The application requires more skills and techniques, or else it will be applied wrongly, especially because its application is done manually (by hand).
The main problems that could arise from a wrong application are high spots, cloudy light reflection and streaks on the car’s body.
Another problem is that some areas can be missed or over-coated. DIY (do it yourself) application is not generally advised because of this wrong application. It is best to take it to a professional to apply it for you.
Professional Application Is Expensive
This is another discouraging side to a ceramic coat.
First, it has to be done manually, which would require skillful handling, and second, having a professional sort can just be really expensive.
However, this high expense has its own fair share of benefits. It’s worth the money, after all.
Gloss and Hydrophobic Properties Dull Overtime
A ceramic coat gives the car a glossy and attractive finish, but it fades quickly.
The protective layer that covers the car will last for years, but that glossy outlook might not. The good side is that most manufacturers offer maintenance products to apply from time to time to boost the glossy look of the car.
Any Imperfections Must Be Removed Before the Coat
Any defects or swirl marks on a car must be corrected or removed before adding a ceramic coat to it.
This is because the defects will be locked underneath the coat and it will have to be removed all over again before you can correct them.
They Do Not Prevent Rock Chips
As emphasized earlier, a ceramic coating will not prevent a hard scratch, including rock chips.

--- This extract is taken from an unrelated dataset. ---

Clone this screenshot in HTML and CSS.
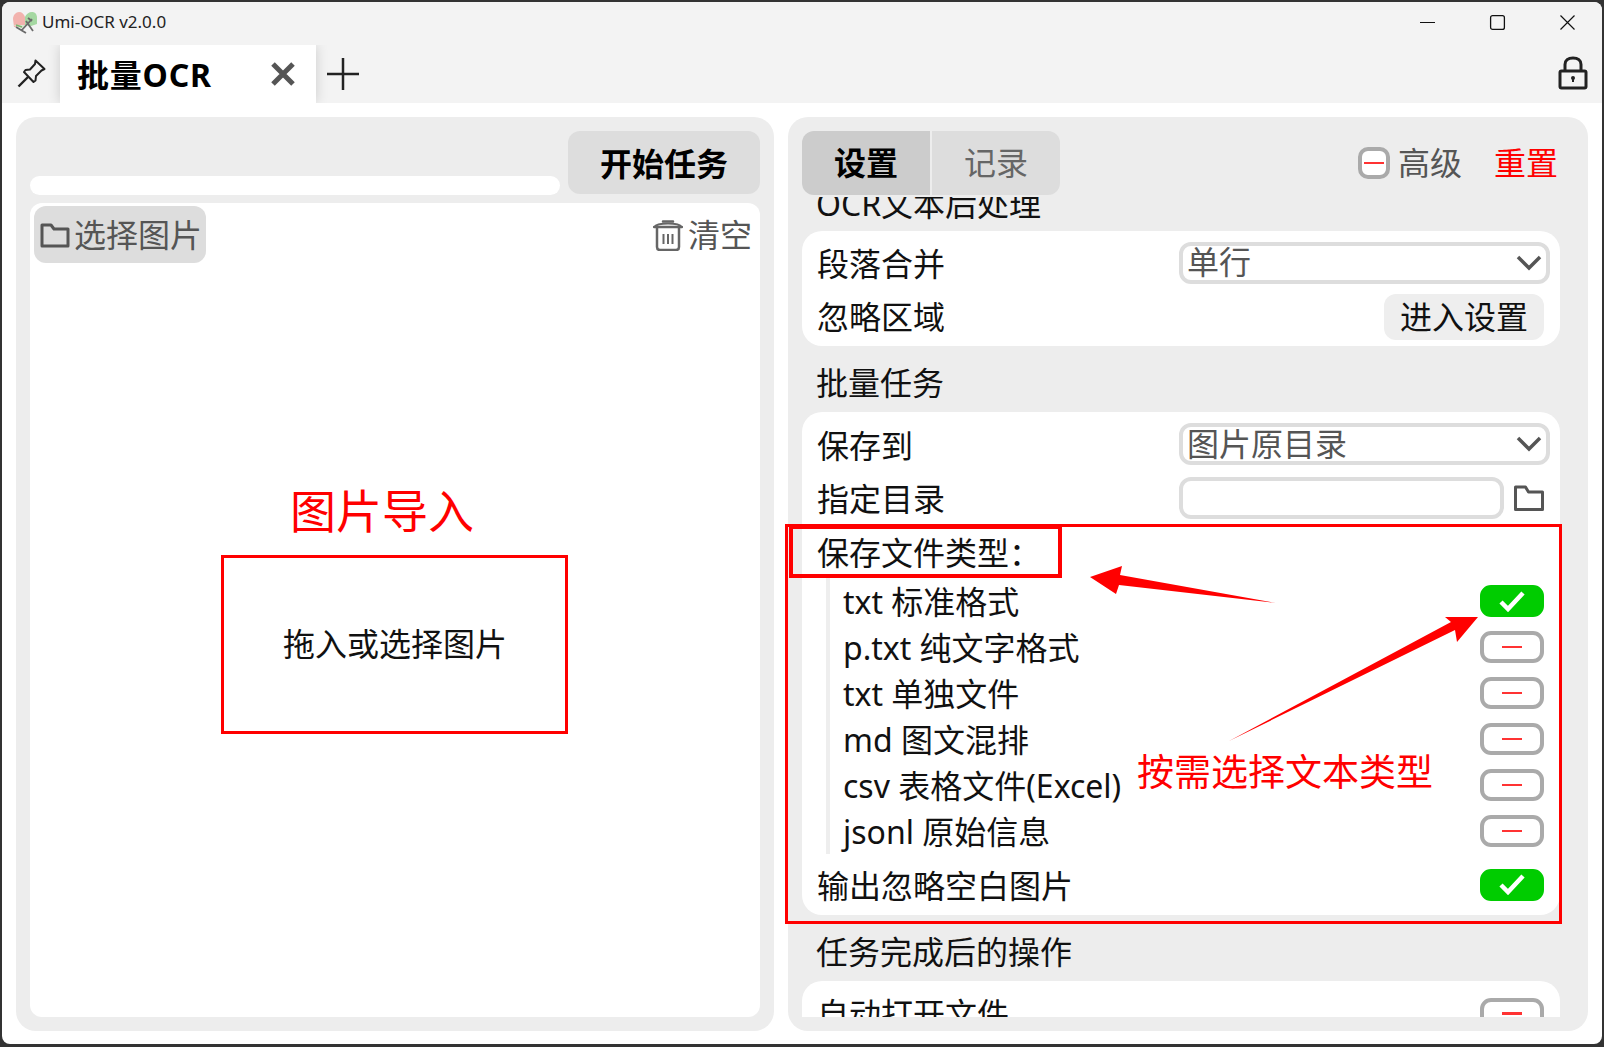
FILE: index.html
```html
<!DOCTYPE html>
<html lang="zh">
<head>
<meta charset="utf-8">
<title>Umi-OCR v2.0.0</title>
<link rel="stylesheet" href="styles.css">
</head>
<body>
<div class="window">
  <header class="titlebar">
    <svg class="logo" width="26" height="24" viewBox="0 0 26 24"><path d="M1 8c0-4 3-7 6-7s5 2 6 5v8l-5 2H2z" fill="#f2b3ae"/><path d="M13 6c1-3 4-5 7-5s5 2 5 6v6l-6 2-6-1z" fill="#a5d8a2"/><path d="M1 14h13l-3 4z" fill="#dbe6d2"/><path d="M4 16l10 6M9 20l11-12M14 10l7 10M16 7l4 3" stroke="#6b6b6b" stroke-width="1.800" fill="none"/><path d="M4 14l6 2" stroke="#7cb66f" stroke-width="1.500"/></svg>
    <span class="title">Umi-OCR v2.0.0</span>
    <div class="winbtns">
      <svg width="17" height="17" viewBox="0 0 17 17"><path d="M1 8.500h15" stroke="#111" stroke-width="1.200"/></svg>
      <svg width="17" height="17" viewBox="0 0 17 17"><rect x="1.600" y="1.600" width="13.800" height="13.800" rx="2" fill="none" stroke="#111" stroke-width="1.300"/></svg>
      <svg width="17" height="17" viewBox="0 0 17 17"><path d="M1.500 1.500l14 14M15.500 1.500l-14 14" stroke="#111" stroke-width="1.200"/></svg>
    </div>
  </header>
  <nav class="tabbar">
    <svg class="pin" width="30" height="30" viewBox="0 0 30 30"><path d="M18.500 2.500l9 8.500-3 1.500-5.500 5.500-.5 4.500-2 1.500L7 14l1.500-2 4.500-.5 5-5.500z" fill="none" stroke="#222" stroke-width="2" stroke-linejoin="round"/><path d="M11 19L1.500 28.500" stroke="#222" stroke-width="2.400"/></svg>
    <div class="tab">
      <span class="tab-name">批量OCR</span>
      <svg width="26" height="26" viewBox="0 0 26 26"><path d="M3 3l20 20M23 3L3 23" stroke="#555" stroke-width="5"/></svg>
    </div>
    <svg class="plus" width="32" height="32" viewBox="0 0 32 32"><path d="M0 16h32M16 0v32" stroke="#222" stroke-width="2.500"/></svg>
    <svg class="lock" width="30" height="34" viewBox="0 0 30 34"><path d="M7 15V8.500C7 4.500 10 2 15 2s8 2.500 8 6.500V15" fill="none" stroke="#222" stroke-width="3"/><rect x="2" y="15" width="26" height="17" rx="1.500" fill="none" stroke="#222" stroke-width="3"/><circle cx="15" cy="22" r="2" fill="#222"/><path d="M15 22v4" stroke="#222" stroke-width="2"/></svg>
  </nav>
  <main class="content">
    <section class="panel left">
      <div class="left-head">
        <div class="progress"></div>
        <button class="start">开始任务</button>
      </div>
      <div class="list">
        <div class="list-head">
          <div class="choose">
            <svg width="30" height="28" viewBox="0 0 30 28"><path d="M2 25V4h9l3 4h14v17z" fill="none" stroke="#555" stroke-width="3" stroke-linejoin="round"/></svg>
            <span>选择图片</span>
          </div>
          <div class="clear">
            <svg width="30" height="32" viewBox="0 0 30 32"><path d="M1 8h28M10 2.500h10" stroke="#666" stroke-width="2.500" stroke-linecap="round"/><path d="M1.500 8C3 5 8 4.500 15 4.500S27 5 28.500 8" fill="none" stroke="#666" stroke-width="2"/><path d="M4 9v19c0 2 1 3 3 3h16c2 0 3-1 3-3V9" fill="none" stroke="#666" stroke-width="2.500"/><path d="M10.500 15v10M15 15v10M19.500 15v10" stroke="#666" stroke-width="2"/></svg>
            <span>清空</span>
          </div>
        </div>
        <div class="drop">拖入或选择图片</div>
      </div>
    </section>
    <section class="panel right">
      <div class="right-head">
        <div class="seg">
          <div class="seg-item on">设置</div>
          <div class="seg-item">记录</div>
        </div>
        <div class="adv">
          <span class="mini"><i></i></span>
          <span class="adv-text">高级</span>
          <span class="reset">重置</span>
        </div>
      </div>
      <div class="scroll">
        <h2 class="sec first">OCR文本后处理</h2>
        <div class="card">
          <div class="row"><span>段落合并</span><div class="combo"><span>单行</span><svg width="26" height="16" viewBox="0 0 26 16"><path d="M2 2l11 11L24 2" fill="none" stroke="#555" stroke-width="3.500"/></svg></div></div>
          <div class="row"><span>忽略区域</span><button class="enter">进入设置</button></div>
        </div>
        <h2 class="sec">批量任务</h2>
        <div class="card batch">
          <div class="row"><span>保存到</span><div class="combo"><span>图片原目录</span><svg width="26" height="16" viewBox="0 0 26 16"><path d="M2 2l11 11L24 2" fill="none" stroke="#555" stroke-width="3.500"/></svg></div></div>
          <div class="row"><span>指定目录</span><div class="pathrow"><div class="input"></div><svg width="30" height="26" viewBox="0 0 30 26"><path d="M1.500 24.500V2h10l3 5h14v17.500z" fill="none" stroke="#555" stroke-width="3" stroke-linejoin="round"/></svg></div></div>
          <div class="row head"><span>保存文件类型：</span></div>
          <div class="subs">
            <div class="sub"><span>txt 标准格式</span><span class="sw on"><svg width="26" height="21" viewBox="0 0 26 21"><path d="M2 11l7 7L24 2" fill="none" stroke="#fff" stroke-width="4.500"/></svg></span></div>
            <div class="sub"><span>p.txt 纯文字格式</span><span class="sw"><i></i></span></div>
            <div class="sub"><span>txt 单独文件</span><span class="sw"><i></i></span></div>
            <div class="sub"><span>md 图文混排</span><span class="sw"><i></i></span></div>
            <div class="sub"><span>csv 表格文件(Excel)</span><span class="sw"><i></i></span></div>
            <div class="sub"><span>jsonl 原始信息</span><span class="sw"><i></i></span></div>
          </div>
          <div class="row last"><span>输出忽略空白图片</span><span class="sw on"><svg width="26" height="21" viewBox="0 0 26 21"><path d="M2 11l7 7L24 2" fill="none" stroke="#fff" stroke-width="4.500"/></svg></span></div>
        </div>
        <h2 class="sec">任务完成后的操作</h2>
        <div class="card">
          <div class="row"><span>自动打开文件</span><span class="sw"><i></i></span></div>
        </div>
      </div>
    </section>
  </main>
  <div class="note box-drop"></div>
  <div class="note label-drop">图片导入</div>
  <div class="note box-types"></div>
  <div class="note box-head"></div>
  <div class="note label-types">按需选择文本类型</div>
  <svg class="note arrows" width="1604" height="1047" viewBox="0 0 1604 1047">
    <path d="M1090 577L1122 566L1120 575L1276 603L1119 585L1116 594z" fill="#f00"/>
    <path d="M1478 617L1457 642L1455 630L1229 741L1451 622L1445 617z" fill="#f00"/>
  </svg>
</div>
</body>
</html>
```
FILE: styles.css
```css
* { box-sizing: border-box; }
html, body { margin: 0; height: 100%; }
body {
  background: #333;
  padding: 2px 2px 3px;
  overflow: hidden;
  font-family: "Noto Sans", "Noto Sans CJK SC", sans-serif;
  font-size: 32px;
  line-height: 44px;
  color: #111;
}
.window {
  position: relative;
  height: 1042px;
  background: #fff;
  border-radius: 8px;
  overflow: hidden;
  display: flex;
  flex-direction: column;
}
.titlebar {
  height: 43px;
  flex: none;
  background: #f3f3f3;
  display: flex;
  align-items: center;
  padding-left: 10px;
}
.logo { flex: none; margin-top: -2px; }
.title { margin-left: 4px; font-size: 17px; line-height: 20px; color: #222; margin-top: -3px; }
.winbtns { margin-left: auto; margin-right: 26px; display: flex; align-items: center; gap: 53px; margin-top: -3px; }
.tabbar {
  height: 58px;
  flex: none;
  background: #f3f3f3;
  display: flex;
  align-items: center;
}
.pin { margin-left: 15px; margin-right: 13px; flex: none; margin-top: -2px; }
.tab {
  width: 256px;
  height: 58px;
  background: #fff;
  display: flex;
  align-items: center;
  justify-content: space-between;
  padding: 0 20px 0 17px;
  box-shadow: 0 0 12px rgba(0,0,0,.16);
  clip-path: inset(0 -16px 0 -16px);
}
.tab-name { font-weight: 700; color: #000; letter-spacing: .8px; padding-top: 1px; }
.plus { margin-left: 11px; flex: none; }
.lock { margin-left: auto; margin-right: 14px; flex: none; margin-top: -2px; }
.content {
  flex: 1;
  min-height: 0;
  display: flex;
  gap: 14px;
  padding: 14px 14px 13px;
}
.panel {
  background: #ededed;
  border-radius: 20px;
  padding: 14px;
  display: flex;
  flex-direction: column;
  min-height: 0;
}
.left { width: 758px; flex: none; }
.right { flex: 1; min-width: 0; }
.left-head {
  display: flex;
  align-items: flex-end;
  justify-content: space-between;
  height: 63px;
  flex: none;
}
.progress { width: 530px; height: 19px; background: #fff; border-radius: 10px; margin-bottom: -1px; }
button {
  font: inherit;
  border: 0;
  padding: 0;
  color: inherit;
}
.start {
  width: 192px;
  height: 63px;
  padding-top: 2px;
  background: #ddd;
  border-radius: 12px;
  font-weight: 700;
  color: #000;
}
.list {
  margin-top: 9px;
  flex: 1;
  min-height: 0;
  background: #fff;
  border-radius: 12px;
  display: flex;
  flex-direction: column;
}
.list-head {
  display: flex;
  justify-content: space-between;
  align-items: center;
  padding: 3px 8px 0 4px;
  flex: none;
  color: #555;
}
.choose {
  width: 172px;
  height: 57px;
  background: #ddd;
  border-radius: 12px;
  display: flex;
  align-items: center;
  padding-left: 6px;
  gap: 4px;
}
.choose svg { flex: none; }
.clear { display: flex; align-items: center; gap: 5px; }
.clear svg { flex: none; }
.drop {
  flex: 1;
  display: flex;
  align-items: center;
  justify-content: center;
  padding-top: 7px;
}
.right-head {
  display: flex;
  justify-content: space-between;
  align-items: center;
  height: 64px;
  flex: none;
  padding-right: 16px;
}
.seg { display: flex; gap: 2px; }
.seg-item {
  width: 128px;
  height: 64px;
  background: #ddd;
  color: #666;
  display: flex;
  align-items: center;
  justify-content: center;
  border-radius: 0 12px 12px 0;
}
.seg-item.on {
  background: #ccc;
  color: #000;
  font-weight: 700;
  border-radius: 12px 0 0 12px;
}
.adv { display: flex; align-items: center; color: #555; }
.mini {
  width: 32px;
  height: 32px;
  border: 4px solid #aaa;
  border-radius: 10px;
  background: #fff;
  display: flex;
  align-items: center;
  justify-content: center;
}
.mini i, .sw i { display: block; width: 20px; height: 2.500px; background: #f33; }
.adv-text { margin-left: 8px; }
.reset { margin-left: 32px; color: #f00; }
.scroll {
  margin-top: 2px;
  flex: 1;
  min-height: 0;
  overflow: hidden;
  padding-right: 14px;
}
.sec {
  margin: 0;
  height: 66px;
  padding: 8px 0 0 14px;
  font-size: 32px;
  font-weight: 400;
  display: flex;
  align-items: center;
}
.sec.first { margin-top: -32px; padding-top: 12px; }
.card {
  background: #fff;
  border-radius: 20px;
  padding: 6px 16px 3px 15px;
}
.card.batch { padding-bottom: 4px; }
.row {
  height: 53px;
  display: flex;
  align-items: center;
  justify-content: space-between;
}
.batch .row > span:first-child { padding-top: 2px; }
.batch .row.head { height: 54px; }
.batch .row.head > span:first-child { padding-top: 3px; }
.row.last { margin-top: 4px; }
.combo {
  width: 371px;
  height: 42px;
  border: 4px solid #ddd;
  border-radius: 12px;
  margin: 0 -6px 2px 0;
  display: flex;
  align-items: center;
  justify-content: space-between;
  padding: 0 4px 0 4px;
  color: #555;
}
.combo span { line-height: 34px; margin-top: -2px; }
.batch .combo span { margin-top: 1px; }
.combo svg { flex: none; }
.enter {
  width: 160px;
  height: 46px;
  background: #eee;
  border-radius: 12px;
}
.pathrow { display: flex; align-items: center; gap: 10px; width: 371px; margin-right: -6px; }
.pathrow svg { flex: none; }
.input { width: 325px; height: 42px; border: 4px solid #ddd; border-radius: 12px; }
.subs {
  margin-left: 9px;
  border-left: 4px solid #eee;
  padding-left: 13px;
}
.sub {
  height: 46px;
  display: flex;
  align-items: center;
  justify-content: space-between;
}
.sub > span:first-child { padding-top: 2px; }
.sw {
  width: 64px;
  height: 32px;
  border: 4px solid #aaa;
  border-radius: 11px;
  display: flex;
  align-items: center;
  justify-content: center;
  background: #fff;
  flex: none;
}
.sw.on { background: #0c0; border-color: #0c0; }
.note { position: absolute; }
.box-drop { left: 219px; top: 553px; width: 347px; height: 179px; border: 3px solid #f00; }
.label-drop { left: 288px; top: 478px; font-size: 46px; line-height: 60px; color: #f00; }
.box-types { left: 783px; top: 522px; width: 777px; height: 400px; border: 3px solid #f00; }
.box-head { left: 787px; top: 523px; width: 273px; height: 53px; border: 4px solid #f00; }
.label-types { left: 1135px; top: 745px; font-size: 37px; line-height: 50px; color: #f00; white-space: nowrap; }
.arrows { left: -2px; top: -2px; pointer-events: none; }
```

A typical rock chip in front of your vehicle is inevitable unless you apply a more robust paint protection.
The best ceramic coat will probably prevent smaller rock chips, but not the vast majority of them.
However, there are some alternatives to a ceramic coat. Some are less expensive and do not have the exact hard cover, while some are almost the same or even better than a ceramic coat. Below are the various alternatives to a ceramic coat.
Paint Protection Film
The paint protection film is really in competition with a ceramic coat. They are relatively more expensive and give a more solid cover against rock chips.
It is 8 mils thick clear flexible film made from polyurethane with a solid adhesive that glues to the body of the car. However, these films do not have the glossy outlook of a ceramic coat and they also can’t hold up stains as well.
You should never do a paint protection film yourself. Get a professional to handle it for you
Paint sealant is a synthetic wax product applied to the body of the car. They are much similar to the conventional car wax, but they last much longer than them.
However, a paint sealant offers little or no protection against scratches, swirls, or rock chips.
This coating is just as similar to a ceramic coat, or should we call it an upgrade? They are made up of the same ingredients but with the graphene added; it enhances the durability of the coating on the car.
How to Maintain a Ceramic Coating
Here are 5 major tips to keep that coat in good shape. They include:
1. Wash Your Car Weekly
Washing your car weekly or bi-weekly helps to remove any sort of contamination on the car. It kicks out any other defects that the coat could not and would prevent water spots from showing up.
2. Use the Two-Bucket Method
The two-bucket method literally means using two buckets to wash the car. One bucket contains the shampoo for the car while the other contains plain water for rinsing.
This method has been proven to reduce swirl marks and give the best finish. Dropping your wash mitt into the water helps to decontaminate before using it on the surface.
This should be done every time the mitt gets brown or dirty.
3. Do Not Wash Under Direct Sunlight
To avoid water spots and to get the best results, find a shade to scrub your car or wash when the sun is down.
This is one best way to completely avoid spots because the sun causes the remnant drops of water to dry up on the car’s body, which over time would eat into the paint and form spots.
4. Use a Specific Ceramic Coat Shampoo
As there are recommended soaps for cars, in the same way, there are specified shampoos for ceramic coats.
Using a normal car wash shampoo may contain high abrasive agents and high PH levels that can entirely damage your ceramic coat.
A ceramic coat shampoo not only washes the car better but also boosts the gloss of the car.
5. Use a Separate Washing Material For Your Tires
Tires and wheels are the dirtiest part of the car because they collect road grime and dirt faster.
Since you started a good job, finish it by getting another washing tool for your tires to avoid spreading this filth to other areas of the car.